For details see torch.optim.SGD.

add_param_group(param_group)#

Add a param group to the Optimizer s param_groups.

This can be useful when fine tuning a pre-trained network as frozen layers can be made trainable and added to the Optimizer as training progresses.

Parameters:
  • param_group (dict) – Specifies what Tensors should be optimized along with group

  • options. (specific optimization) –

cpu(inplace: bool = False)#

For each parameter with a gradient, transfer the optimizer state (momentum) from RDU to the host

Parameters:

inplace – whether to reuse the CPU memory for the optimizer state when transferring from the RDU to the host.

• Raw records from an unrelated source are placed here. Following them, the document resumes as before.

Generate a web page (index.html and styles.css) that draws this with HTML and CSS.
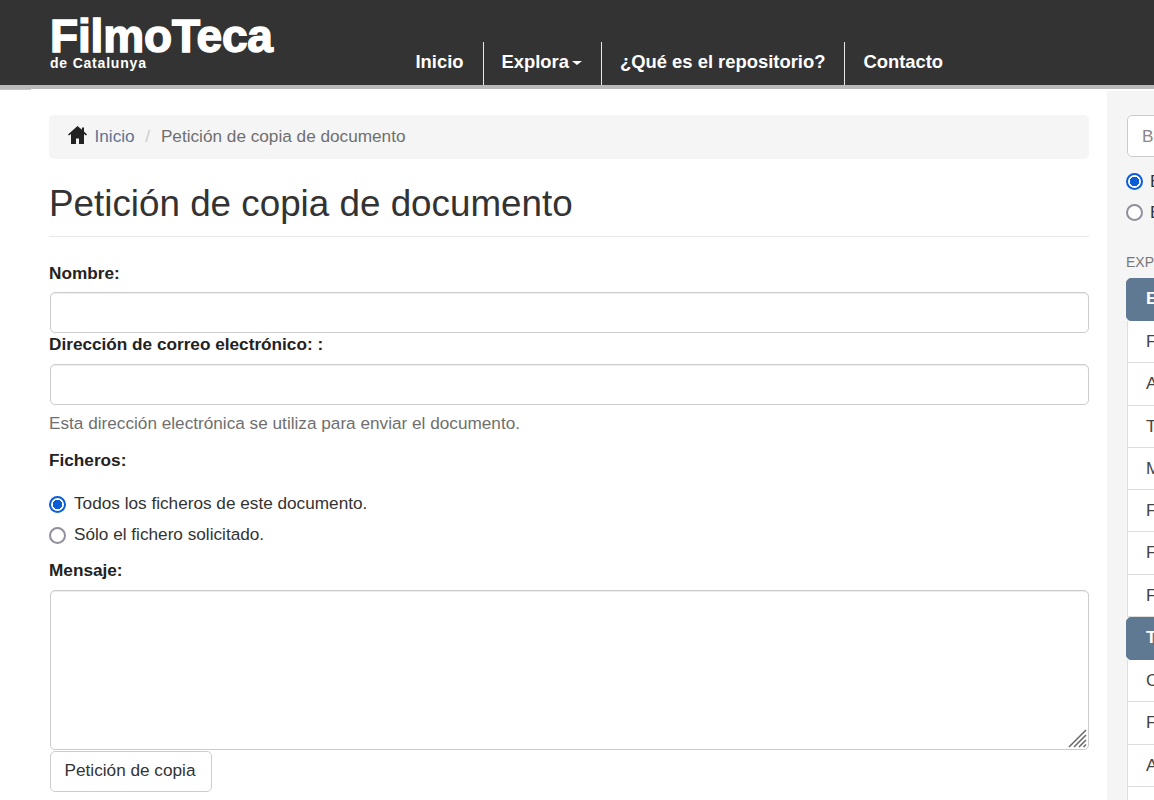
FILE: index.html
```html
<!DOCTYPE html>
<html lang="es">
<head>
<meta charset="utf-8">
<title>Petición de copia de documento</title>
<link rel="stylesheet" href="styles.css">
</head>
<body>
<header class="topbar">
  <a class="logo" href="#">
    <span class="logo-main">FilmoTeca</span>
    <span class="logo-sub">de Catalunya</span>
  </a>
  <nav class="nav">
    <a class="nav-item" href="#">Inicio</a>
    <a class="nav-item" href="#">Explora<span class="caret"></span></a>
    <a class="nav-item" href="#">¿Qué es el repositorio?</a>
    <a class="nav-item" href="#">Contacto</a>
  </nav>
</header>
<div class="page">
  <main class="content">
    <ol class="breadcrumb">
      <li class="crumb">
        <svg class="home" viewBox="0 0 19 18" aria-hidden="true"><path d="M9.500 0 0 8.500l1 1.100L3 8v10h5v-5.500h3V18h5V8l2 1.600 1-1.100-3-2.900V1.500h-2v2.200z"/></svg>
        <a class="crumb-link" href="#">Inicio</a>
      </li>
      <li class="crumb-sep">/</li>
      <li class="crumb-current">Petición de copia de documento</li>
    </ol>
    <h1 class="title">Petición de copia de documento</h1>
    <form class="form">
      <label class="label label-first" for="nombre">Nombre:</label>
      <input class="field" id="nombre" type="text">
      <label class="label label-second" for="correo">Dirección de correo electrónico: :</label>
      <input class="field field-second" id="correo" type="text">
      <p class="help">Esta dirección electrónica se utiliza para enviar el documento.</p>
      <div class="label label-files">Ficheros:</div>
      <label class="radio radio-first"><input type="radio" name="ficheros" checked><span>Todos los ficheros de este documento.</span></label>
      <label class="radio"><input type="radio" name="ficheros"><span>Sólo el fichero solicitado.</span></label>
      <label class="label label-msg" for="mensaje">Mensaje:</label>
      <div class="area-wrap">
        <textarea class="field area" id="mensaje"></textarea>
        <svg class="grip" viewBox="0 0 19 19" aria-hidden="true"><path d="M1 18 18 1M6 18 18 6M11 18l7-7M15.500 18l2.500-2.500"/></svg>
      </div>
      <button class="btn" type="button">Petición de copia</button>
    </form>
  </main>
  <aside class="sidebar">
    <input class="search" type="text" placeholder="Buscar en el repositorio">
    <label class="radio side-radio side-radio-first"><input type="radio" name="ambito" checked><span>En todo el repositorio</span></label>
    <label class="radio side-radio"><input type="radio" name="ambito"><span>En esta colección</span></label>
    <div class="side-head">EXPLORAR</div>
    <ul class="list">
      <li class="list-item active">En el repositorio</li>
      <li class="list-item">Fechas</li>
      <li class="list-item">Autores</li>
      <li class="list-item">Títulos</li>
      <li class="list-item">Materias</li>
      <li class="list-item">Fondos</li>
      <li class="list-item">Formatos</li>
      <li class="list-item">Fuentes</li>
      <li class="list-item active">Tipos de documento</li>
      <li class="list-item">Colecciones</li>
      <li class="list-item">Fechas</li>
      <li class="list-item">Autores</li>
      <li class="list-item">Títulos</li>
    </ul>
  </aside>
</div>
</body>
</html>
```
FILE: styles.css
```css
* { box-sizing: border-box; }
html, body { margin: 0; height: 800px; overflow: hidden; }
body {
  width: 1154px;
  background: #fff;
  color: #333;
  font-family: "Liberation Sans", Arial, sans-serif;
  font-size: 17.2px;
  line-height: 1.42857;
}
a { text-decoration: none; }

.topbar {
  height: 89px;
  background: #333;
  border-bottom: 4px solid #b9b9b9;
  display: flex;
  position: relative;
}
.topbar::after {
  content: "";
  position: absolute;
  left: 0;
  bottom: -5px;
  width: 31px;
  height: 1px;
  background: #c4c4c4;
}
.logo {
  width: 397px;
  padding: 16px 0 0 50px;
  display: block;
  color: #fff;
}
.logo-main {
  display: block;
  height: 40px;
  font-size: 46px;
  line-height: 40px;
  font-weight: 700;
  letter-spacing: -.15px;
  -webkit-text-stroke: 1.500px #fff;
}
.logo-sub {
  display: block;
  font-size: 14px;
  line-height: 14px;
  font-weight: 700;
  letter-spacing: .8px;
}
.nav {
  display: flex;
  margin-top: 42px;
  height: 43px;
}
.nav-item {
  color: #fff;
  font-weight: 700;
  font-size: 18.4px;
  line-height: 40px;
  padding: 0 19px 0 18px;
  border-right: 1px solid #e8e8e8;
}
.nav-item:first-child { padding-left: 18.500px; }
.nav-item:last-child { border-right: 0; }
.caret {
  display: inline-block;
  margin-left: 3px;
  vertical-align: middle;
  border-top: 4px solid #fff;
  border-left: 5px solid transparent;
  border-right: 5px solid transparent;
}

.page { display: flex; height: 711px; }
.content { width: 1107px; padding: 26px 18px 0 49px; }

.breadcrumb {
  list-style: none;
  margin: 0;
  height: 44px;
  padding: 0 19px 2px;
  display: flex;
  align-items: center;
  background: #f5f5f5;
  border-radius: 5px;
}
.crumb { display: flex; align-items: center; }
.home { width: 19px; height: 18px; margin-right: 7.500px; fill: #222; margin-top: -3px; }
.crumb-link { color: #5b7593; }
.crumb-sep { color: #ccc; padding: 0 11px 0 10.500px; }
.crumb-current { color: #6f6f6f; }

.title {
  margin: 25px 0 0;
  border-bottom: 1px solid #e8e8e8;
  font-size: 36.800px;
  line-height: 40px;
  font-weight: 400;
  color: #333;
  height: 53px;
}

.form { display: block; }
.label {
  display: block;
  font-weight: 700;
  color: #222;
  line-height: 26px;
}
.label-first { margin-top: 23px; }
.label-second { margin-top: -2px; }
.label-files { margin-top: 11px; }
.label-msg { margin-top: 9px; }

.field {
  display: block;
  width: 1039px;
  margin-left: 1px;
  height: 41px;
  border: 1px solid #ccc;
  border-radius: 5px;
  background: #fff;
  box-shadow: inset 0 1px 1px rgba(0, 0, 0, .075);
  margin-top: 6px;
  font: inherit;
}
.field-second { margin-top: 7px; }
.help { margin: 5px 0 0; color: #6f6f6f; line-height: 26px; }

.radio { display: flex; align-items: center; height: 26px; margin-top: 5px; color: #333; }
.radio span { margin-top: -2px; }
.radio input {
  appearance: none;
  width: 17px;
  height: 17px;
  margin: 0 8px 0 0;
  flex: none;
  background: #fff;
  border: 2px solid #8f8f9d;
  border-radius: 50%;
}
.radio input:checked {
  border-color: #0b5ed7;
  background: radial-gradient(circle, #0b5ed7 0 4.500px, #fff 5px);
}
.radio-first { margin-top: 18px; }

.area-wrap { position: relative; margin-top: 7px; }
.area { height: 160px; margin-top: 0; resize: none; }
.grip {
  position: absolute;
  right: 2px;
  bottom: 2px;
  width: 19px;
  height: 19px;
  fill: none;
  stroke: #666;
  stroke-width: 1.500;
}
.btn {
  display: block;
  margin: 1px 0 0 1px;
  width: 162px;
  height: 41px;
  padding: 0 2px 2px 0;
  background: #fff;
  border: 1px solid #ccc;
  border-radius: 5px;
  font: inherit;
  color: #333;
}

.sidebar {
  width: 47px;
  flex: none;
  background: #f5f5f5;
  margin-top: 2px;
  padding: 24px 0 0 19px;
  overflow: hidden;
  white-space: nowrap;
}
.search {
  display: block;
  width: 300px;
  height: 42px;
  margin-left: 1px;
  padding: 0 14px;
  border: 1px solid #ccc;
  border-radius: 5px;
  background: #fff;
  font: inherit;
}
.search::placeholder { color: #888; }
.side-radio { margin-top: 5px; width: 300px; }
.side-radio span { margin-top: 0; }
.side-radio input { margin-right: 7px; }
.side-radio-first { margin-top: 11px; }
.side-head { margin-top: 27px; font-size: 14px; line-height: 20px; color: #777; }
.list { list-style: none; margin: 6px 0 0; padding: 0; width: 300px; }
.list-item {
  height: 42.300px;
  margin-left: 1px;
  padding: 0 18px;
  line-height: 40px;
  background: #fff;
  border: 1px solid #ddd;
  border-top: 0;
  color: #444;
}
.list-item.active {
  height: 43px;
  margin-left: 0;
  padding-left: 19px;
  line-height: 39px;
  background: #5f7993;
  border: 1px solid #5f7993;
  border-radius: 5px 0 0 5px;
  color: #fff;
  font-weight: 700;
}
```
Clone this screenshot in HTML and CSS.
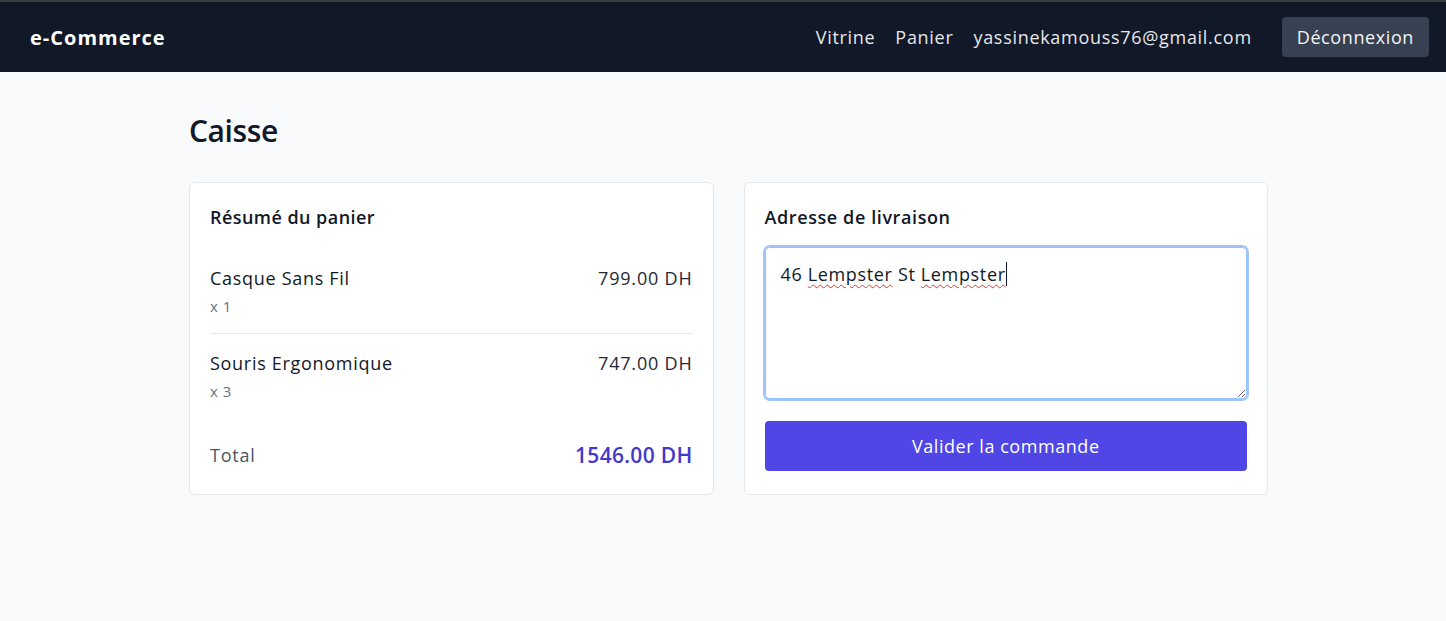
FILE: index.html
```html
<!DOCTYPE html>
<html lang="fr">
<head>
<meta charset="utf-8">
<title>Caisse - e-Commerce</title>
<link rel="stylesheet" href="styles.css">
</head>
<body>
<header class="navbar">
  <a class="brand" href="#">e-Commerce</a>
  <nav class="nav-links">
    <a href="#">Vitrine</a>
    <a href="#">Panier</a>
    <span class="user">yassinekamouss76@gmail.com</span>
    <button class="logout" type="button">Déconnexion</button>
  </nav>
</header>
<main class="container">
  <h1 class="page-title">Caisse</h1>
  <div class="grid">
    <section class="card">
      <h2 class="card-title">Résumé du panier</h2>
      <ul class="items">
        <li class="item">
          <div class="item-info">
            <div class="item-name">Casque Sans Fil</div>
            <div class="item-qty">x 1</div>
          </div>
          <div class="item-price">799.00 DH</div>
        </li>
        <li class="item">
          <div class="item-info">
            <div class="item-name">Souris Ergonomique</div>
            <div class="item-qty">x 3</div>
          </div>
          <div class="item-price">747.00 DH</div>
        </li>
      </ul>
      <div class="total">
        <span class="total-label">Total</span>
        <span class="total-value">1546.00 DH</span>
      </div>
    </section>
    <section class="card">
      <h2 class="card-title wide">Adresse de livraison</h2>
      <div class="address" role="textbox" aria-multiline="true">46 <span class="typo">Lempster</span> St <span class="typo caret">Lempster</span></div>
      <button class="submit" type="button">Valider la commande</button>
    </section>
  </div>
</main>
</body>
</html>
```
FILE: styles.css
```css
* { box-sizing: border-box; }
html, body { margin: 0; padding: 0; }
body {
  font-family: "Open Sans", "Noto Sans", sans-serif;
  background: #f9fafb;
  color: #111827;
  min-height: 621px;
  letter-spacing: 0.7px;
}
.navbar {
  height: 72px;
  border-top: 2px solid #3c3d40;
  background: #111827;
  display: flex;
  align-items: center;
  justify-content: space-between;
  padding: 0 17px 0 30px;
}
.brand {
  color: #fff;
  font-size: 20px;
  font-weight: 700;
  text-decoration: none;
  letter-spacing: 1px;
}
.nav-links {
  display: flex;
  align-items: center;
  gap: 20px;
  font-size: 18px;
  color: #e5e7eb;
}
.nav-links a { color: #e5e7eb; text-decoration: none; }
.logout {
  margin-left: 10px;
  font: inherit;
  letter-spacing: 0.6px;
  color: #f3f4f6;
  background: #374151;
  border: 0;
  border-radius: 4px;
  height: 40px;
  padding: 0 15px;
}
.container {
  max-width: 1079px;
  margin: 0 auto;
  padding: 41px 0 40px;
  position: relative;
  left: 5.5px;
}
.page-title {
  margin: 0 0 33px;
  font-size: 30px;
  line-height: 36px;
  font-weight: 600;
  letter-spacing: -0.4px;
  color: #111827;
}
.grid {
  display: grid;
  grid-template-columns: 1fr 1fr;
  gap: 30px;
  align-items: stretch;
}
.card {
  background: #fff;
  border: 1px solid #e5e7eb;
  border-radius: 6px;
  padding: 20px 20px 23px;
}
.card-title {
  margin: 0 0 16px;
  font-size: 18px;
  line-height: 28px;
  font-weight: 600;
  letter-spacing: 0.45px;
  color: #111827;
}
.card-title.wide { letter-spacing: 0.6px; }
.items { list-style: none; margin: 0; padding: 0; }
.item {
  display: flex;
  justify-content: space-between;
  align-items: flex-start;
  padding: 17px 0 17px;
  border-bottom: 1px solid #e5e7eb;
}
.item + .item { padding-top: 15px; }
.item:last-child { border-bottom: 0; }
.item-name { font-size: 18px; line-height: 28px; color: #111827; }
.item-qty { font-size: 15px; line-height: 20px; margin-top: 4px; color: #6b7280; letter-spacing: 0.5px; }
.item-price { font-size: 18px; line-height: 28px; color: #1f2937; letter-spacing: 0.8px; }
.total {
  display: flex;
  justify-content: space-between;
  align-items: center;
  margin-top: 23px;
}
.total-label { font-size: 18px; color: #4b5563; letter-spacing: 0.8px; }
.total-value { font-size: 21px; line-height: 28px; font-weight: 600; color: #4338ca; letter-spacing: 0.3px; }
.address {
  height: 152px;
  border: 1px solid #93c5fd;
  box-shadow: 0 0 0 2px #a4c3fb;
  border-radius: 5px;
  padding: 12px 15px;
  font-size: 18px;
  line-height: 28px;
  letter-spacing: 0.65px;
  color: #111827;
  overflow: auto;
  resize: vertical;
}
.typo {
  text-decoration: underline wavy #e53935;
  text-decoration-thickness: 1px;
  text-underline-offset: 3px;
}
.caret { border-right: 1px solid #111827; }
.submit {
  display: block;
  width: 100%;
  margin-top: 22px;
  height: 50px;
  border: 0;
  border-radius: 4px;
  background: #4f46e5;
  color: #fff;
  font: inherit;
  font-size: 18px;
  letter-spacing: 0.55px;
}
```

Defaults to False.

load_state_dict(state_dict)#

Loads the optimizer state.

Parameters:

state_dict (dict) – optimizer state. Should be an object returned from a call to state_dict().

rdu()#

For each parameter with a gradient, transfer the optimizer state (momentum) from the host to RDU

state_dict()#

Returns the state of the optimizer as a dict.

It contains two entries:

  • state - a dict holding current optimization state. Its content

    differs between optimizer classes.

  • param_groups - a list containing all parameter groups where each

    parameter group is a dict

step(closure: Callable | None = None)#

Performs a single optimization step.

Parameters:

closure – A closure that reevaluates the model and returns the loss.

zero_grad(set_to_none: bool = False)#

Sets the gradients of all optimized torch.Tensor s to zero.

Parameters:

set_to_none (bool) – instead of setting to zero, set the grads to None. This will in general have lower memory footprint, and can modestly improve performance. However, it changes certain behaviors. For example: 1. When the user tries to access a gradient and perform manual ops on it, a None attribute or a Tensor full of 0s will behave differently. 2. If the user requests zero_grad(set_to_none=True) followed by a backward pass, .grads are guaranteed to be None for params that did not receive a gradient. 3. torch.optim optimizers have a different behavior if the gradient is 0 or None (in one case it does the step with a gradient of 0 and in the other it skips the step altogether).